Task objective >> Copy the listing verbatim, excluding any images found in it.
§
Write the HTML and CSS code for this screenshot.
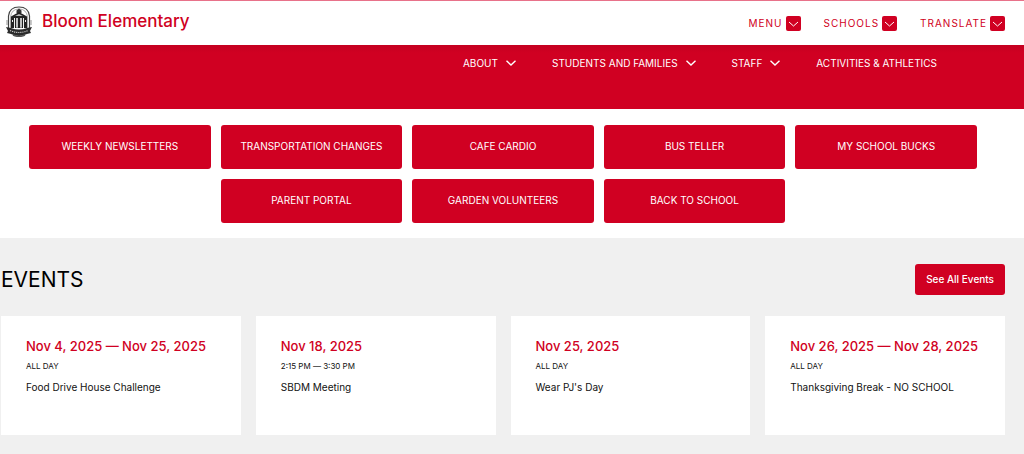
FILE: index.html
```html
<!DOCTYPE html>
<html lang="en">
<head>
<meta charset="utf-8">
<meta name="viewport" content="width=device-width, initial-scale=1">
<title>Bloom Elementary</title>
<link rel="stylesheet" href="styles.css">
</head>
<body>
<header class="topbar">
  <a class="brand" href="#">
    <svg class="crest" viewBox="0 0 26 31" aria-hidden="true">
      <path d="M2.500 22V10Q3.500 1 13 1t10.500 9v12" fill="#fff" stroke="#444" stroke-width="1.2"/>
      <path d="M4.500 22V11Q5.500 3 13 3t8.500 8v11" fill="none" stroke="#888" stroke-width=".7"/>
      <path d="M10.500 7V4.500L13 2.500l2.500 2V7" fill="#333"/>
      <path d="M5 10.500L13 6l8 4.500v1.500H5z" fill="#222"/>
      <path d="M9 10l4-2 4 2z" fill="#bbb"/>
      <path d="M5 12h3v10H5zM9 12h1.500v10H9zM11.500 12h3v10h-3zM15.500 12h1.500v10h-1.500zM18 12h3v10h-3z" fill="#222"/>
      <path d="M8 12h1v9H8zM10.500 12h1v9h-1zM14.500 12h1v9h-1zM17 12h1v9h-1zM6 14h1v2H6zM19 14h1v2h-1z" fill="#eee"/>
      <path d="M0 21l5 1q8 3 16 0l5-1-2 4 1 2-4 1q-8 4-16 0l-4-1 1-2z" fill="#2b2b2b"/>
      <path d="M4 24.500q9 4 18 0" fill="none" stroke="#ccc" stroke-width="1.2" stroke-dasharray="1.200 .9"/>
      <path d="M7 29q6 3 12 0" fill="none" stroke="#555" stroke-width="1.4"/>
      <path d="M1 14v5M25 14v5" stroke="#777" stroke-width=".8"/>
    </svg>
    <span>Bloom Elementary</span>
  </a>
  <div class="tools">
    <button class="tool" type="button">MENU<span class="chip"><svg viewBox="0 0 15 15" aria-hidden="true"><path d="M3 6l4.500 4 4.500-4"/></svg></span></button>
    <button class="tool" type="button">SCHOOLS<span class="chip"><svg viewBox="0 0 15 15" aria-hidden="true"><path d="M3 6l4.500 4 4.500-4"/></svg></span></button>
    <button class="tool" type="button">TRANSLATE<span class="chip"><svg viewBox="0 0 15 15" aria-hidden="true"><path d="M3 6l4.500 4 4.500-4"/></svg></span></button>
  </div>
</header>
<nav class="mainnav" aria-label="Main">
  <button class="navitem" type="button">ABOUT<svg viewBox="0 0 10 6" aria-hidden="true"><path d="M.5 .8L5 5 9.500 .8"/></svg></button>
  <button class="navitem" type="button">STUDENTS AND FAMILIES<svg viewBox="0 0 10 6" aria-hidden="true"><path d="M.5 .8L5 5 9.500 .8"/></svg></button>
  <button class="navitem" type="button">STAFF<svg viewBox="0 0 10 6" aria-hidden="true"><path d="M.5 .8L5 5 9.500 .8"/></svg></button>
  <a class="navitem" href="#">ACTIVITIES &amp; ATHLETICS</a>
</nav>
<main>
  <section class="links" aria-label="Quick links">
    <a class="link" href="#">WEEKLY NEWSLETTERS</a>
    <a class="link" href="#">TRANSPORTATION CHANGES</a>
    <a class="link" href="#">CAFE CARDIO</a>
    <a class="link" href="#">BUS TELLER</a>
    <a class="link" href="#">MY SCHOOL BUCKS</a>
    <a class="link" href="#">PARENT PORTAL</a>
    <a class="link" href="#">GARDEN VOLUNTEERS</a>
    <a class="link" href="#">BACK TO SCHOOL</a>
  </section>
  <section class="events">
    <div class="events-head">
      <h2>EVENTS</h2>
      <a class="all" href="#">See All Events</a>
    </div>
    <div class="cards">
      <article class="card"><h3>Nov 4, 2025 — Nov 25, 2025</h3><p class="time">ALL DAY</p><p class="what">Food Drive House Challenge</p></article>
      <article class="card"><h3>Nov 18, 2025</h3><p class="time">2:15 PM — 3:30 PM</p><p class="what">SBDM Meeting</p></article>
      <article class="card"><h3>Nov 25, 2025</h3><p class="time">ALL DAY</p><p class="what">Wear PJ's Day</p></article>
      <article class="card"><h3>Nov 26, 2025 — Nov 28, 2025</h3><p class="time">ALL DAY</p><p class="what">Thanksgiving Break - NO SCHOOL</p></article>
    </div>
  </section>
</main>
</body>
</html>
```
FILE: styles.css
```css
:root {
  --red: #d00022;
}
* {
  box-sizing: border-box;
}
body {
  margin: 0;
  background: #f0f0f0;
  color: #111;
  font-family: Inter, "Liberation Sans", sans-serif;
  font-size: 10px;
}
h2, h3, p {
  margin: 0;
}
a {
  color: inherit;
  text-decoration: none;
}
button {
  padding: 0;
  border: 0;
  background: none;
  color: inherit;
  font: inherit;
  cursor: pointer;
}
.topbar {
  display: flex;
  align-items: center;
  justify-content: space-between;
  min-height: 45px;
  padding: 0 19px 0 6px;
  border-top: 1px solid #e8728a;
  background: #fff;
  color: var(--red);
}
.brand {
  display: flex;
  align-items: center;
  gap: 10px;
  padding-bottom: 4px;
  font-size: 17px;
  font-weight: 500;
  line-height: 24px;
}
.crest {
  width: 26px;
  height: 31px;
}
.tools {
  display: flex;
  gap: 23px;
}
.tool {
  display: flex;
  align-items: center;
  gap: 3px;
  letter-spacing: 1px;
}
.chip {
  display: flex;
  border-radius: 2px;
  background: var(--red);
}
.chip svg {
  width: 15px;
  height: 15px;
  fill: none;
  stroke: #fff;
}
.mainnav {
  display: flex;
  align-items: flex-start;
  justify-content: flex-end;
  gap: 36px;
  min-height: 64px;
  padding: 10px 87px 10px 20px;
  background: linear-gradient(#c40020, var(--red) 8px);
  color: #fff;
}
.navitem {
  display: flex;
  align-items: center;
  gap: 8px;
  line-height: 16px;
}
.navitem svg {
  width: 10px;
  height: 6px;
  fill: none;
  stroke: #fff;
  stroke-width: 1.4;
}
.links {
  display: flex;
  flex-wrap: wrap;
  justify-content: center;
  gap: 10px;
  padding: 16px 47px 15px 29px;
  background: #fff;
}
.link {
  display: flex;
  align-items: center;
  justify-content: center;
  width: calc((100% - 40px) / 5);
  min-height: 44px;
  padding: 0 10px 2px;
  border-radius: 3px;
  background: var(--red);
  color: #fff;
}
.events {
  padding: 26px 19px 19px 1px;
}
.events-head {
  display: flex;
  align-items: center;
  justify-content: space-between;
  margin-bottom: 21px;
}
.events-head h2 {
  color: #000;
  font-size: 21px;
  font-weight: 400;
  line-height: 28px;
}
.all {
  padding: 8px 11px;
  border-radius: 3px;
  background: var(--red);
  color: #fff;
  font-weight: 500;
  line-height: 15px;
}
.cards {
  display: grid;
  grid-template-columns: repeat(4, minmax(0, 1fr));
  gap: 15px;
}
.card {
  min-height: 119px;
  padding: 20px 25px;
  background: #fff;
}
.card h3 {
  color: var(--red);
  font-size: 13px;
  font-weight: 500;
  line-height: 20px;
  white-space: nowrap;
}
.time {
  margin: 4px 0 8px;
  font-size: 8px;
  line-height: 12px;
}
.what {
  line-height: 14px;
}
```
§
Solution for this task >>
Write the HTML and CSS code for this screenshot.
FILE: index.html
```html
<!DOCTYPE html>
<html lang="en">
<head>
<meta charset="utf-8">
<meta name="viewport" content="width=device-width, initial-scale=1">
<title>Bloom Elementary</title>
<link rel="stylesheet" href="styles.css">
</head>
<body>
<header class="topbar">
  <a class="brand" href="#">
    <svg class="crest" viewBox="0 0 26 31" aria-hidden="true">
      <path d="M2.500 22V10Q3.500 1 13 1t10.500 9v12" fill="#fff" stroke="#444" stroke-width="1.2"/>
      <path d="M4.500 22V11Q5.500 3 13 3t8.500 8v11" fill="none" stroke="#888" stroke-width=".7"/>
      <path d="M10.500 7V4.500L13 2.500l2.500 2V7" fill="#333"/>
      <path d="M5 10.500L13 6l8 4.500v1.500H5z" fill="#222"/>
      <path d="M9 10l4-2 4 2z" fill="#bbb"/>
      <path d="M5 12h3v10H5zM9 12h1.500v10H9zM11.500 12h3v10h-3zM15.500 12h1.500v10h-1.500zM18 12h3v10h-3z" fill="#222"/>
      <path d="M8 12h1v9H8zM10.500 12h1v9h-1zM14.500 12h1v9h-1zM17 12h1v9h-1zM6 14h1v2H6zM19 14h1v2h-1z" fill="#eee"/>
      <path d="M0 21l5 1q8 3 16 0l5-1-2 4 1 2-4 1q-8 4-16 0l-4-1 1-2z" fill="#2b2b2b"/>
      <path d="M4 24.500q9 4 18 0" fill="none" stroke="#ccc" stroke-width="1.2" stroke-dasharray="1.200 .9"/>
      <path d="M7 29q6 3 12 0" fill="none" stroke="#555" stroke-width="1.4"/>
      <path d="M1 14v5M25 14v5" stroke="#777" stroke-width=".8"/>
    </svg>
    <span>Bloom Elementary</span>
  </a>
  <div class="tools">
    <button class="tool" type="button">MENU<span class="chip"><svg viewBox="0 0 15 15" aria-hidden="true"><path d="M3 6l4.500 4 4.500-4"/></svg></span></button>
    <button class="tool" type="button">SCHOOLS<span class="chip"><svg viewBox="0 0 15 15" aria-hidden="true"><path d="M3 6l4.500 4 4.500-4"/></svg></span></button>
    <button class="tool" type="button">TRANSLATE<span class="chip"><svg viewBox="0 0 15 15" aria-hidden="true"><path d="M3 6l4.500 4 4.500-4"/></svg></span></button>
  </div>
</header>
<nav class="mainnav" aria-label="Main">
  <button class="navitem" type="button">ABOUT<svg viewBox="0 0 10 6" aria-hidden="true"><path d="M.5 .8L5 5 9.500 .8"/></svg></button>
  <button class="navitem" type="button">STUDENTS AND FAMILIES<svg viewBox="0 0 10 6" aria-hidden="true"><path d="M.5 .8L5 5 9.500 .8"/></svg></button>
  <button class="navitem" type="button">STAFF<svg viewBox="0 0 10 6" aria-hidden="true"><path d="M.5 .8L5 5 9.500 .8"/></svg></button>
  <a class="navitem" href="#">ACTIVITIES &amp; ATHLETICS</a>
</nav>
<main>
  <section class="links" aria-label="Quick links">
    <a class="link" href="#">WEEKLY NEWSLETTERS</a>
    <a class="link" href="#">TRANSPORTATION CHANGES</a>
    <a class="link" href="#">CAFE CARDIO</a>
    <a class="link" href="#">BUS TELLER</a>
    <a class="link" href="#">MY SCHOOL BUCKS</a>
    <a class="link" href="#">PARENT PORTAL</a>
    <a class="link" href="#">GARDEN VOLUNTEERS</a>
    <a class="link" href="#">BACK TO SCHOOL</a>
  </section>
  <section class="events">
    <div class="events-head">
      <h2>EVENTS</h2>
      <a class="all" href="#">See All Events</a>
    </div>
    <div class="cards">
      <article class="card"><h3>Nov 4, 2025 — Nov 25, 2025</h3><p class="time">ALL DAY</p><p class="what">Food Drive House Challenge</p></article>
      <article class="card"><h3>Nov 18, 2025</h3><p class="time">2:15 PM — 3:30 PM</p><p class="what">SBDM Meeting</p></article>
      <article class="card"><h3>Nov 25, 2025</h3><p class="time">ALL DAY</p><p class="what">Wear PJ's Day</p></article>
      <article class="card"><h3>Nov 26, 2025 — Nov 28, 2025</h3><p class="time">ALL DAY</p><p class="what">Thanksgiving Break - NO SCHOOL</p></article>
    </div>
  </section>
</main>
</body>
</html>
```
FILE: styles.css
```css
:root {
  --red: #d00022;
}
* {
  box-sizing: border-box;
}
body {
  margin: 0;
  background: #f0f0f0;
  color: #111;
  font-family: Inter, "Liberation Sans", sans-serif;
  font-size: 10px;
}
h2, h3, p {
  margin: 0;
}
a {
  color: inherit;
  text-decoration: none;
}
button {
  padding: 0;
  border: 0;
  background: none;
  color: inherit;
  font: inherit;
  cursor: pointer;
}
.topbar {
  display: flex;
  align-items: center;
  justify-content: space-between;
  min-height: 45px;
  padding: 0 19px 0 6px;
  border-top: 1px solid #e8728a;
  background: #fff;
  color: var(--red);
}
.brand {
  display: flex;
  align-items: center;
  gap: 10px;
  padding-bottom: 4px;
  font-size: 17px;
  font-weight: 500;
  line-height: 24px;
}
.crest {
  width: 26px;
  height: 31px;
}
.tools {
  display: flex;
  gap: 23px;
}
.tool {
  display: flex;
  align-items: center;
  gap: 3px;
  letter-spacing: 1px;
}
.chip {
  display: flex;
  border-radius: 2px;
  background: var(--red);
}
.chip svg {
  width: 15px;
  height: 15px;
  fill: none;
  stroke: #fff;
}
.mainnav {
  display: flex;
  align-items: flex-start;
  justify-content: flex-end;
  gap: 36px;
  min-height: 64px;
  padding: 10px 87px 10px 20px;
  background: linear-gradient(#c40020, var(--red) 8px);
  color: #fff;
}
.navitem {
  display: flex;
  align-items: center;
  gap: 8px;
  line-height: 16px;
}
.navitem svg {
  width: 10px;
  height: 6px;
  fill: none;
  stroke: #fff;
  stroke-width: 1.4;
}
.links {
  display: flex;
  flex-wrap: wrap;
  justify-content: center;
  gap: 10px;
  padding: 16px 47px 15px 29px;
  background: #fff;
}
.link {
  display: flex;
  align-items: center;
  justify-content: center;
  width: calc((100% - 40px) / 5);
  min-height: 44px;
  padding: 0 10px 2px;
  border-radius: 3px;
  background: var(--red);
  color: #fff;
}
.events {
  padding: 26px 19px 19px 1px;
}
.events-head {
  display: flex;
  align-items: center;
  justify-content: space-between;
  margin-bottom: 21px;
}
.events-head h2 {
  color: #000;
  font-size: 21px;
  font-weight: 400;
  line-height: 28px;
}
.all {
  padding: 8px 11px;
  border-radius: 3px;
  background: var(--red);
  color: #fff;
  font-weight: 500;
  line-height: 15px;
}
.cards {
  display: grid;
  grid-template-columns: repeat(4, minmax(0, 1fr));
  gap: 15px;
}
.card {
  min-height: 119px;
  padding: 20px 25px;
  background: #fff;
}
.card h3 {
  color: var(--red);
  font-size: 13px;
  font-weight: 500;
  line-height: 20px;
  white-space: nowrap;
}
.time {
  margin: 4px 0 8px;
  font-size: 8px;
  line-height: 12px;
}
.what {
  line-height: 14px;
}
```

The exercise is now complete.